So how does this apply to IT?

I have worked with support personnel who kept all of their secret commands in notepads that they kept concealed in their back pockets.  Luckily in many cases the UNIX history command let me learn all their secret incantations as soon as they were out of the room. I did work with one guy in remote support who would create a file with VI, populate it with his commands of power, make it executable and run it.   He left nothing in the UNIX history but VI, chmod 755 and the name of his secret file.   He was simultaneously a smart guy and a smart alec.

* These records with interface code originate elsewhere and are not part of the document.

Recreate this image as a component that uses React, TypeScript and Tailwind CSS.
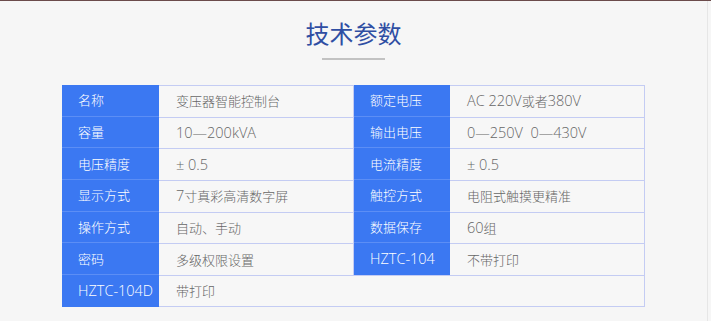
import React from "react";

const rows: [string, string, string, string][] = [
  ["名称", "变压器智能控制台", "额定电压", "AC 220V或者380V"],
  ["容量", "10—200kVA", "输出电压", "0—250V  0—430V"],
  ["电压精度", "± 0.5", "电流精度", "± 0.5"],
  ["显示方式", "7寸真彩高清数字屏", "触控方式", "电阻式触摸更精准"],
  ["操作方式", "自动、手动", "数据保存", "60组"],
  ["密码", "多级权限设置", "HZTC-104", "不带打印"],
];

const font = { fontFamily: '"Noto Sans CJK SC", "Noto Sans", sans-serif' };
const latinFont = { fontFamily: '"Open Sans", "Noto Sans CJK SC", sans-serif' };

function Mixed({ text }: { text: string }) {
  const parts = text.match(/[\x00-\x7F±—]+|[^\x00-\x7F±—]+/g) || [];
  return (
    <>
      {parts.map((p, i) =>
        /^[\x00-\x7F±—]+$/.test(p) ? (
          <span key={i} style={latinFont} className="text-[14.5px] leading-[16px] font-light">
            {p}
          </span>
        ) : (
          <span key={i} className="text-[13px] leading-[16px] font-light">
            {p}
          </span>
        )
      )}
    </>
  );
}

function Label({ text, last }: { text: string; last?: boolean }) {
  return (
    <div
      className={
        "flex items-center bg-[#3b78f2] pl-[16px] text-white " +
        (last ? "" : "border-b border-[#5c8ef5]")
      }
    >
      <span className="whitespace-pre text-[13px] leading-[16px]">
        <Mixed text={text} />
      </span>
    </div>
  );
}

function Value({ text, last, span }: { text: string; last?: boolean; span?: boolean }) {
  return (
    <div
      className={
        "flex items-center bg-[#f7f7f7] pl-[17px] text-[#666666] border-t border-r border-[#c4ccf3] " +
        (last ? "border-b " : "") +
        (span ? "col-span-3" : "")
      }
    >
      <span className="whitespace-pre text-[13px] leading-[16px]">
        <Mixed text={text} />
      </span>
    </div>
  );
}

export default function App() {
  return (
    <div className="h-[321px] w-[711px] overflow-hidden border-t border-[#6b4b4b] bg-[#f6f6f6]" style={font}>
      <div className="flex h-full w-[708px] flex-col items-center border-r border-[#e6e6e6]">
        <h1 className="mt-[20px] text-[24px] leading-[24px] font-normal text-[#2f4ea3]">技术参数</h1>
        <div className="mt-[13px] h-[2px] w-[63px] bg-[#c2c2c2]" />
        <div className="mt-[25px] grid grid-cols-[97px_195px_96px_195px] grid-rows-[repeat(7,31.67px)]">
          {rows.map((r, i) => (
            <React.Fragment key={i}>
              <Label text={r[0]} />
              <Value text={r[1]} />
              <Label text={r[2]} last={i === 5} />
              <Value text={r[3]} />
            </React.Fragment>
          ))}
          <Label text="HZTC-104D" last />
          <Value text="带打印" last span />
        </div>
      </div>
    </div>
  );
}
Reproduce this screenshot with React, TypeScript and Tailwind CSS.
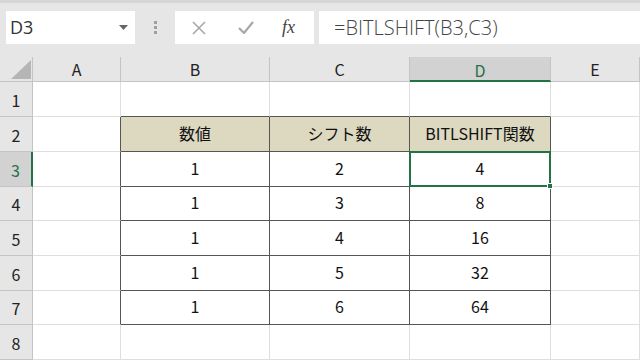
import React from "react";

const cols = ["A", "B", "C", "D", "E"];
const rowHeights = [35, 35, 35, 34, 35, 35, 34, 35];
const data: string[][] = [
  ["数値", "シフト数", "BITLSHIFT関数"],
  ["1", "2", "4"],
  ["1", "3", "8"],
  ["1", "4", "16"],
  ["1", "5", "32"],
  ["1", "6", "64"],
];

const cellFont = { fontFamily: '"Noto Sans CJK JP", "Noto Sans", sans-serif' };
const uiFont = { fontFamily: '"Open Sans", "Noto Sans", sans-serif' };

function Toolbar() {
  return (
    <div className="flex h-[57px] items-start border-t-[3px] border-[#d6d6d6] bg-[#e6e6e6] pt-[8px]">
      <div className="ml-[6px] flex h-[33px] w-[129px] items-center justify-between bg-white pl-[4px] pr-[7px]">
        <span className="text-[18px] text-[#333]" style={uiFont}>
          D3
        </span>
        <svg width="9" height="6" viewBox="0 0 9 6">
          <path d="M0 0 H9 L4.5 5 Z" fill="#666" />
        </svg>
      </div>
      <div className="flex h-[33px] w-[40px] flex-col items-center justify-center gap-[2px]">
        <span className="h-[3px] w-[3px] bg-[#a0a0a0]" />
        <span className="h-[3px] w-[3px] bg-[#a0a0a0]" />
        <span className="h-[3px] w-[3px] bg-[#a0a0a0]" />
      </div>
      <div className="flex h-[33px] w-[139px] items-center bg-white">
        <svg className="ml-[17px]" width="14" height="14" viewBox="0 0 14 14">
          <path d="M1 1 L13 13 M13 1 L1 13" stroke="#a8a8a8" strokeWidth="1.6" />
        </svg>
        <svg className="ml-[32px]" width="16" height="13" viewBox="0 0 16 13">
          <path d="M1 7 L6 12 L15 1" stroke="#a8a8a8" strokeWidth="2.2" fill="none" />
        </svg>
        <span
          className="ml-[28px] text-[18px] italic text-[#444]"
          style={{ fontFamily: '"Liberation Serif", "DejaVu Serif", serif' }}
        >
          fx
        </span>
      </div>
      <div className="ml-[5px] flex h-[33px] flex-1 items-center bg-white pl-[15px]">
        <span className="text-[20px] font-light text-[#444]" style={uiFont}>
          =BITLSHIFT(B3,C3)
        </span>
      </div>
    </div>
  );
}

export default function App() {
  return (
    <div className="h-[360px] w-[640px] overflow-hidden bg-white" style={cellFont}>
      <Toolbar />
      <div className="grid grid-cols-[33px_88px_149px_140px_141px_89px] grid-rows-[25px_35px_35px_35px_34px_35px_35px_34px_35px]">
        {/* corner */}
        <div className="flex items-end justify-end border-b border-r border-[#c4c4c4] bg-[#e6e6e6] pb-[2px] pr-[1px]">
          <svg width="20" height="19" viewBox="0 0 20 19">
            <path d="M20 0 V19 H0 Z" fill="#b5b5b5" />
          </svg>
        </div>
        {cols.map((c) => (
          <div
            key={c}
            className={
              c === "D"
                ? "flex items-center justify-center border-b-2 border-r border-b-[#217346] border-r-[#c4c4c4] bg-[#d2d2d2] pt-[2px] text-[16px] text-[#217346]"
                : "flex items-center justify-center border-b border-r border-[#c4c4c4] bg-[#e6e6e6] text-[16px] text-[#222]"
            }
          >
            {c}
          </div>
        ))}
        {rowHeights.map((_, r) => {
          const row = r + 1;
          const inTable = row >= 2 && row <= 7;
          return (
            <React.Fragment key={row}>
              <div
                className={
                  row === 3
                    ? "flex items-end justify-center border-b border-r-2 border-b-[#c4c4c4] border-r-[#217346] bg-[#d2d2d2] pb-[4px] text-[16px] text-[#217346]"
                    : "flex items-end justify-center border-b border-r border-[#c4c4c4] bg-[#e6e6e6] pb-[4px] text-[16px] text-[#222]"
                }
              >
                {row}
              </div>
              {cols.map((c, ci) => {
                const tableCol = ci >= 1 && ci <= 3;
                const isTable = inTable && tableCol;
                const darkRight = inTable && ci <= 3;
                const darkBottom = tableCol && row <= 7;
                const text = isTable ? data[row - 2][ci - 1] : "";
                const header = row === 2 && tableCol;
                const selected = row === 3 && c === "D";
                return (
                  <div
                    key={c}
                    className={[
                      "relative flex items-end justify-center border-b border-r pb-[6px] text-[16px] text-[#111]",
                      darkRight ? "border-r-[#555]" : "border-r-[#dedede]",
                      darkBottom ? "border-b-[#555]" : "border-b-[#dedede]",
                      header ? "bg-[#ddd8c0]" : "",
                      selected ? "z-10" : "",
                    ].join(" ")}
                  >
                    {text}
                    {selected && (
                      <div className="absolute -left-[1px] -top-[1px] bottom-[-1px] right-[-1px] border-2 border-[#217346]">
                        <div className="absolute -bottom-[4px] -right-[4px] h-[6px] w-[6px] border border-white bg-[#217346]" />
                      </div>
                    )}
                  </div>
                );
              })}
            </React.Fragment>
          );
        })}
      </div>
    </div>
  );
}
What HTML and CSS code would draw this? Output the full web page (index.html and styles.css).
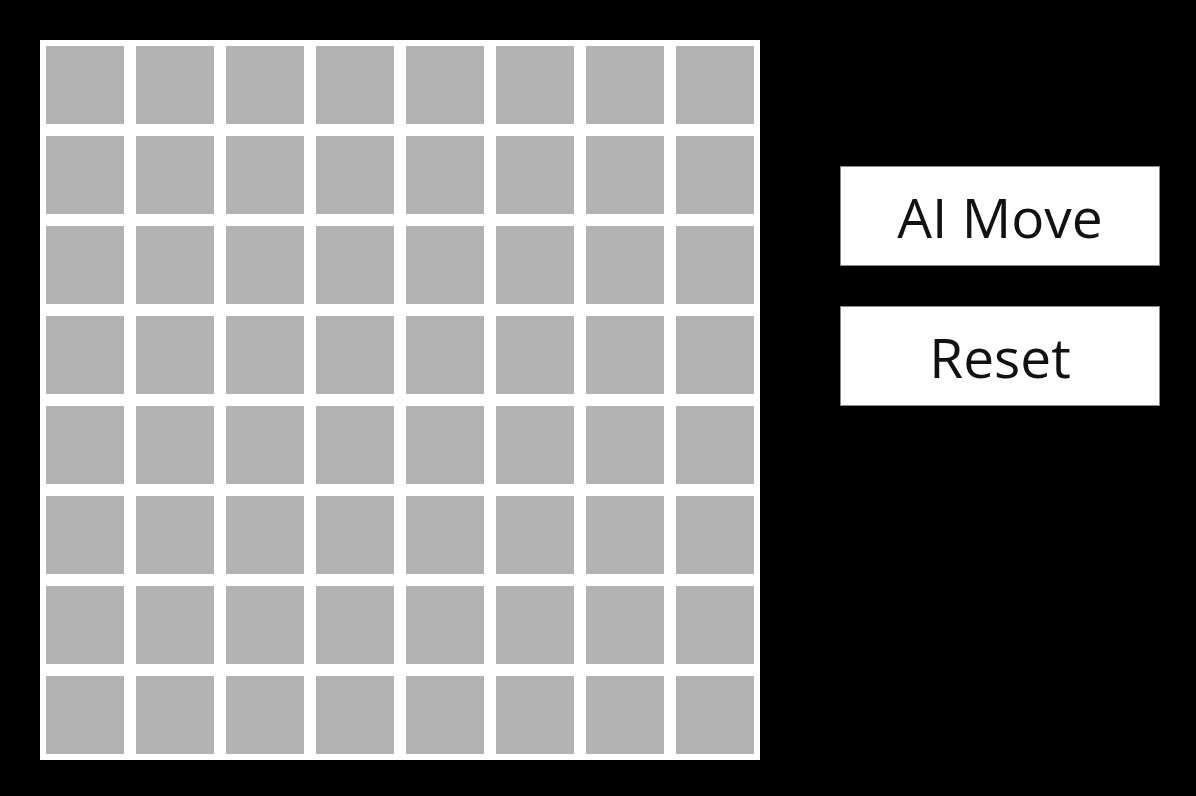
FILE: index.html
```html
<!DOCTYPE html>
<html>

<head>
	<title>Board</title>

	<link rel="stylesheet" href="styles.css">
</head>

<body>

	<main class="game">
		<div id="board" class="board"></div>

		<div class="controls">
			<button id="ai_move" class="button" type="button">AI Move</button>
			<button id="reset" class="button" type="button">Reset</button>
		</div>
	</main>

	<script type="text/javascript">
	var board = document.getElementById("board");
	for (var i = 0; i < 64; i++) {
		var cell = document.createElement("div");
		cell.className = "cell";
		board.appendChild(cell);
	}
	</script>
</body>

</html>
```

FILE: styles.css
```css
body {
	background: black;
	margin: 0px;
	height: 100vh;
	font-family: "Open Sans", "Noto Sans", sans-serif;
}

.game {
	display: flex;
	padding: 40px;
	gap: 80px;
}

.board {
	display: grid;
	grid-template-columns: repeat(8, 90px);
	grid-template-rows: repeat(8, 90px);
	background: white;
	width: 720px;
	height: 720px;
}

.cell {
	background: #b3b3b3;
	margin: 6px;
}

.controls {
	display: flex;
	flex-direction: column;
	gap: 40px;
	padding-top: 126px;
}

.button {
	width: 320px;
	height: 100px;
	background: white;
	border: 1px solid #888;
	font-family: "Open Sans", "Noto Sans", sans-serif;
	font-size: 55px;
	color: #111;
	padding: 0px;
	text-align: center;
}
```
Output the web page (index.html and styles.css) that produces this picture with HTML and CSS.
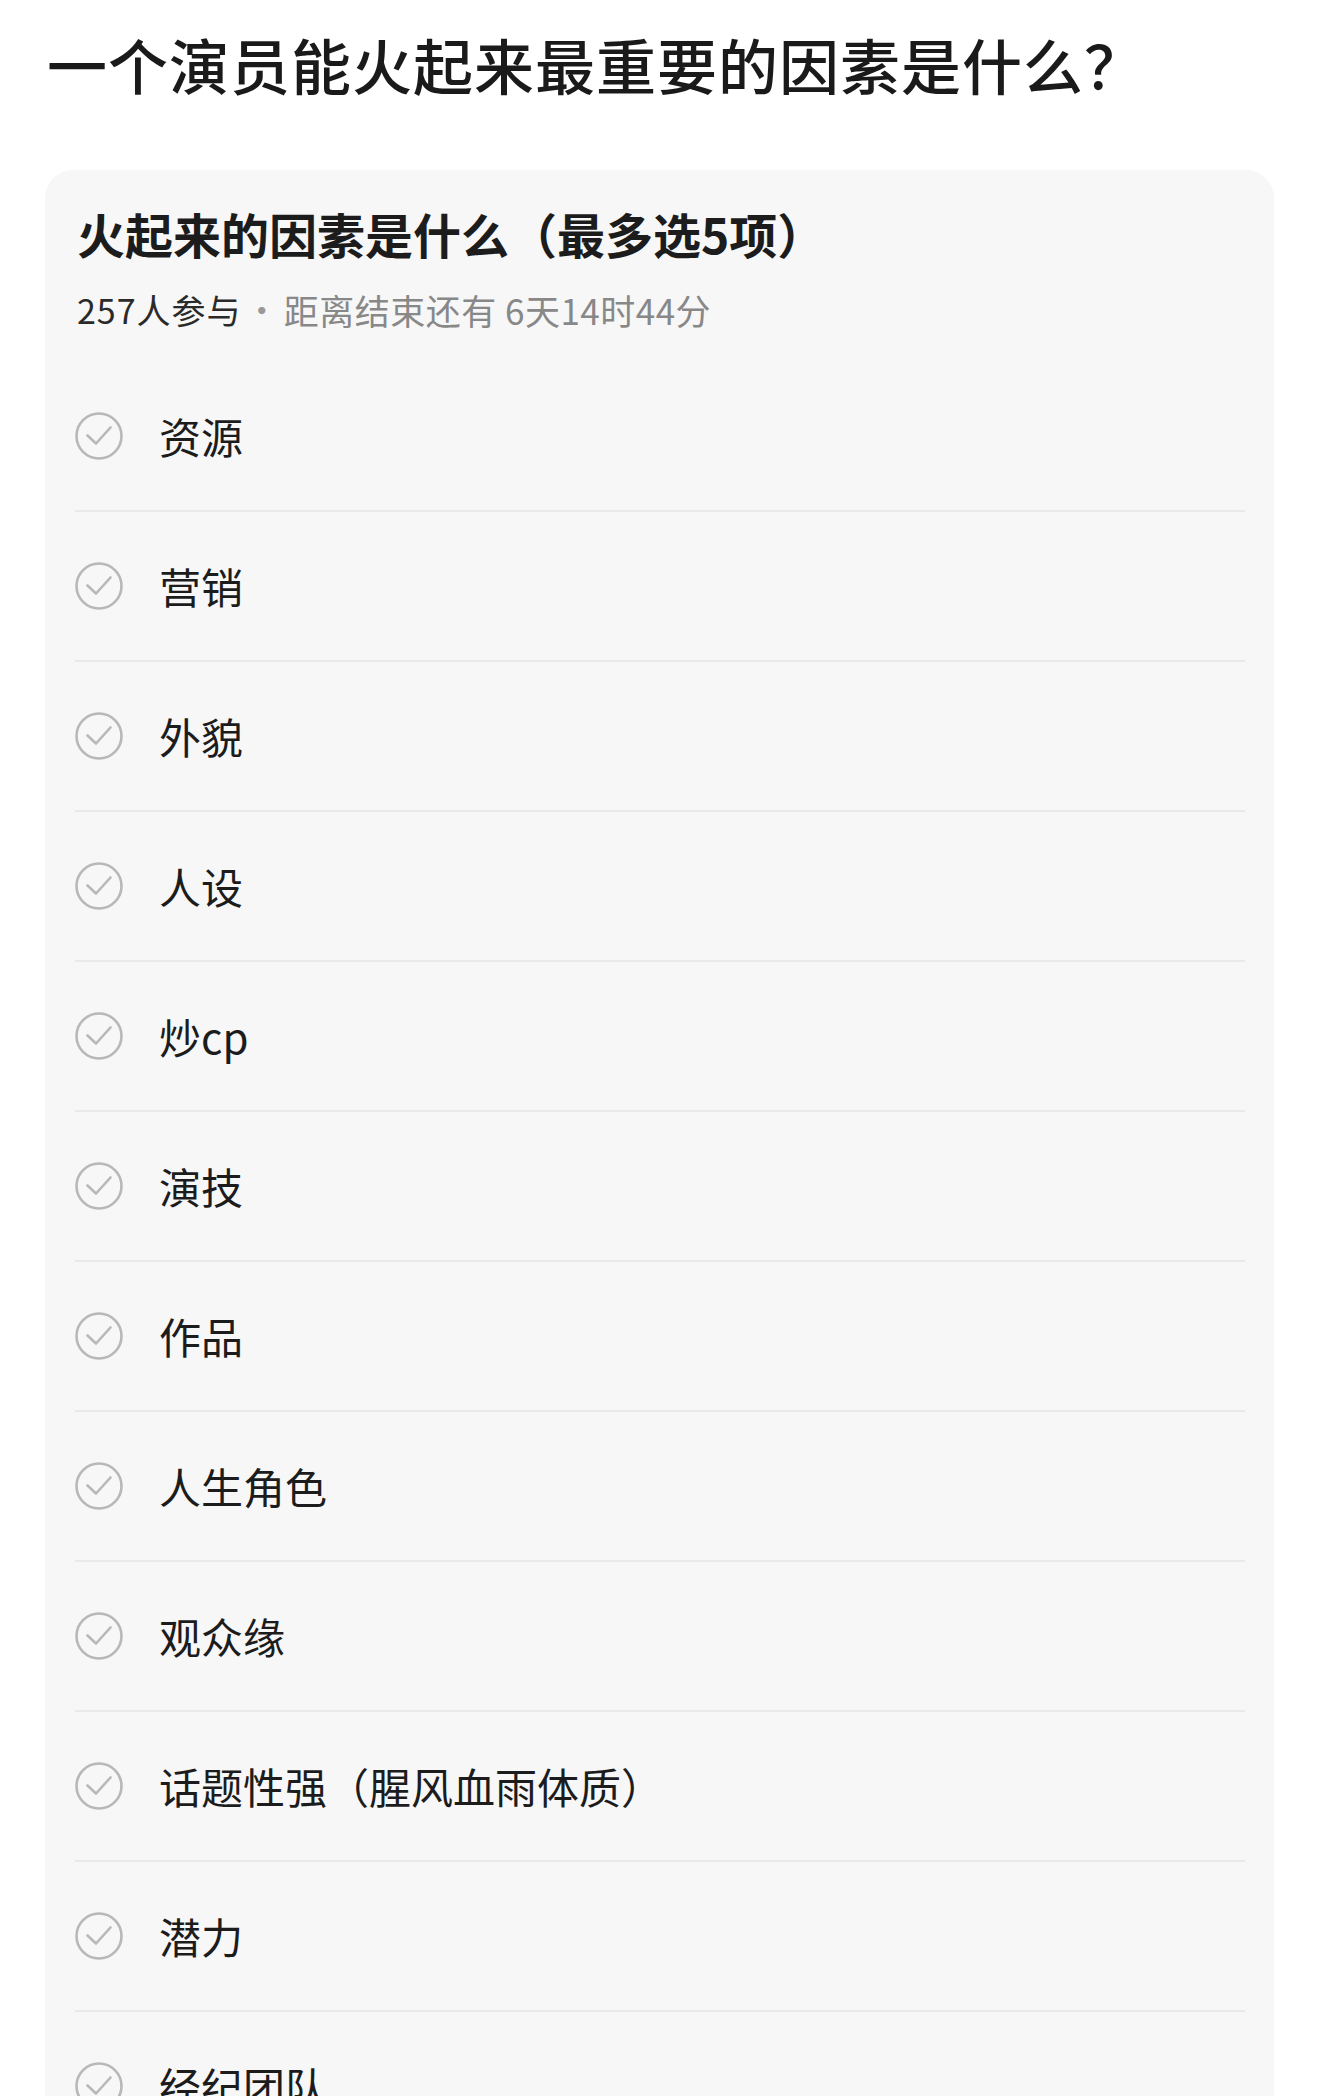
FILE: index.html
```html
<!DOCTYPE html>
<html lang="zh-CN">
<head>
<meta charset="utf-8">
<title>一个演员能火起来最重要的因素是什么？</title>
<link rel="stylesheet" href="styles.css">
</head>
<body>
<div class="page">
  <h1 class="page-title">一个演员能火起来最重要的因素是什么？</h1>
  <section class="poll">
    <h2 class="poll-title">火起来的因素是什么（最多选5项）</h2>
    <p class="poll-meta"><span class="count">257人参与</span><span class="dot">·</span><span class="remain">距离结束还有 6天14时44分</span></p>
    <ul class="options">
      <li class="option"><svg class="check" viewBox="0 0 48 48"><circle cx="24" cy="24" r="22.5"/><path d="M12.5 23.5 L21 31.5 L35.5 15.5"/></svg><span class="label">资源</span></li>
      <li class="option"><svg class="check" viewBox="0 0 48 48"><circle cx="24" cy="24" r="22.5"/><path d="M12.5 23.5 L21 31.5 L35.5 15.5"/></svg><span class="label">营销</span></li>
      <li class="option"><svg class="check" viewBox="0 0 48 48"><circle cx="24" cy="24" r="22.5"/><path d="M12.5 23.5 L21 31.5 L35.5 15.5"/></svg><span class="label">外貌</span></li>
      <li class="option"><svg class="check" viewBox="0 0 48 48"><circle cx="24" cy="24" r="22.5"/><path d="M12.5 23.5 L21 31.5 L35.5 15.5"/></svg><span class="label">人设</span></li>
      <li class="option"><svg class="check" viewBox="0 0 48 48"><circle cx="24" cy="24" r="22.5"/><path d="M12.5 23.5 L21 31.5 L35.5 15.5"/></svg><span class="label">炒cp</span></li>
      <li class="option"><svg class="check" viewBox="0 0 48 48"><circle cx="24" cy="24" r="22.5"/><path d="M12.5 23.5 L21 31.5 L35.5 15.5"/></svg><span class="label">演技</span></li>
      <li class="option"><svg class="check" viewBox="0 0 48 48"><circle cx="24" cy="24" r="22.5"/><path d="M12.5 23.5 L21 31.5 L35.5 15.5"/></svg><span class="label">作品</span></li>
      <li class="option"><svg class="check" viewBox="0 0 48 48"><circle cx="24" cy="24" r="22.5"/><path d="M12.5 23.5 L21 31.5 L35.5 15.5"/></svg><span class="label">人生角色</span></li>
      <li class="option"><svg class="check" viewBox="0 0 48 48"><circle cx="24" cy="24" r="22.5"/><path d="M12.5 23.5 L21 31.5 L35.5 15.5"/></svg><span class="label">观众缘</span></li>
      <li class="option"><svg class="check" viewBox="0 0 48 48"><circle cx="24" cy="24" r="22.5"/><path d="M12.5 23.5 L21 31.5 L35.5 15.5"/></svg><span class="label">话题性强（腥风血雨体质）</span></li>
      <li class="option"><svg class="check" viewBox="0 0 48 48"><circle cx="24" cy="24" r="22.5"/><path d="M12.5 23.5 L21 31.5 L35.5 15.5"/></svg><span class="label">潜力</span></li>
      <li class="option"><svg class="check" viewBox="0 0 48 48"><circle cx="24" cy="24" r="22.5"/><path d="M12.5 23.5 L21 31.5 L35.5 15.5"/></svg><span class="label">经纪团队</span></li>
    </ul>
  </section>
</div>
</body>
</html>
```

FILE: styles.css
```css
html, body {
  margin: 0;
  padding: 0;
  background: #ffffff;
}

body {
  font-family: "Noto Sans CJK SC", "Noto Sans", sans-serif;
  color: #1c1c1c;
}

.page {
  padding: 24px 46px 0 45px;
}

.page-title {
  margin: 0 0 66px 2px;
  font-size: 60px;
  line-height: 80px;
  font-weight: 500;
  color: #1a1a1a;
  letter-spacing: 1px;
}

.poll {
  background: #f7f7f7;
  border-radius: 28px;
  padding: 33px 29px 0 30px;
}

.poll-title {
  margin: 0 0 0 2px;
  font-size: 48px;
  line-height: 60px;
  font-weight: 700;
  color: #1c1c1c;
}

.poll-meta {
  margin: 23px 0 0 2px;
  font-size: 34px;
  line-height: 48px;
  color: #888888;
  display: flex;
  align-items: center;
}

.poll-meta .count {
  color: #2a2a2a;
  letter-spacing: 1px;
}

.poll-meta .dot {
  padding: 0 5px 0 3px;
  color: #999999;
}

.poll-meta .remain {
  font-size: 35px;
  letter-spacing: 0.5px;
}

.options {
  list-style: none;
  margin: 28px 0 0 0;
  padding: 0;
}

.option {
  display: flex;
  align-items: center;
  height: 148px;
  border-bottom: 2px solid #e9e9e9;
}

.check {
  width: 48px;
  height: 48px;
  flex: 0 0 48px;
  margin-right: 36px;
  fill: none;
  stroke: #b8b8b8;
  stroke-width: 2.6;
  stroke-linecap: round;
  stroke-linejoin: round;
}

.label {
  font-size: 42px;
  line-height: 56px;
  color: #1c1c1c;
}
```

my-secret-diary-love-do-not-enter-131541109439

I have learnt that the motivation to keep commands secret often does not spring out of any misguided belief that they are keeping dangerous commands away from inexperienced people.  They are simply trying to make themselves indispensable.   Sadly in the meantime everyone else is left to reinvent the wheel, or wait for the right person to come online, plus relearn things that others already knew and repeat mistakes that others have already made.

This leads me to knowledge sharing.

There are three forms of knowledge sharing in the IT industry:

  1. Knowledge that vendors share with users
  2. Knowledge that users share with users
  3. Knowledge that users share with vendors

Now you may think that vendors sharing data with users is obvious, but three things stand in your way:

  • Portal walls.   Vendors who guard their knowledge bases with portal walls are protecting their intellectual property from free loaders and their inquisitive competition, while simultaneously forcing everyone to rely on their willingness to actually share and denying us googleability.
  • Poor sharing practices, such as readme documents that are vague or incomplete (or even non-existent).
  • Fear of other vendors marketing departments.  This fear drives IT companies to not share information, not out of fear of what their users will say, but out of fear of what their competitors will use that information for.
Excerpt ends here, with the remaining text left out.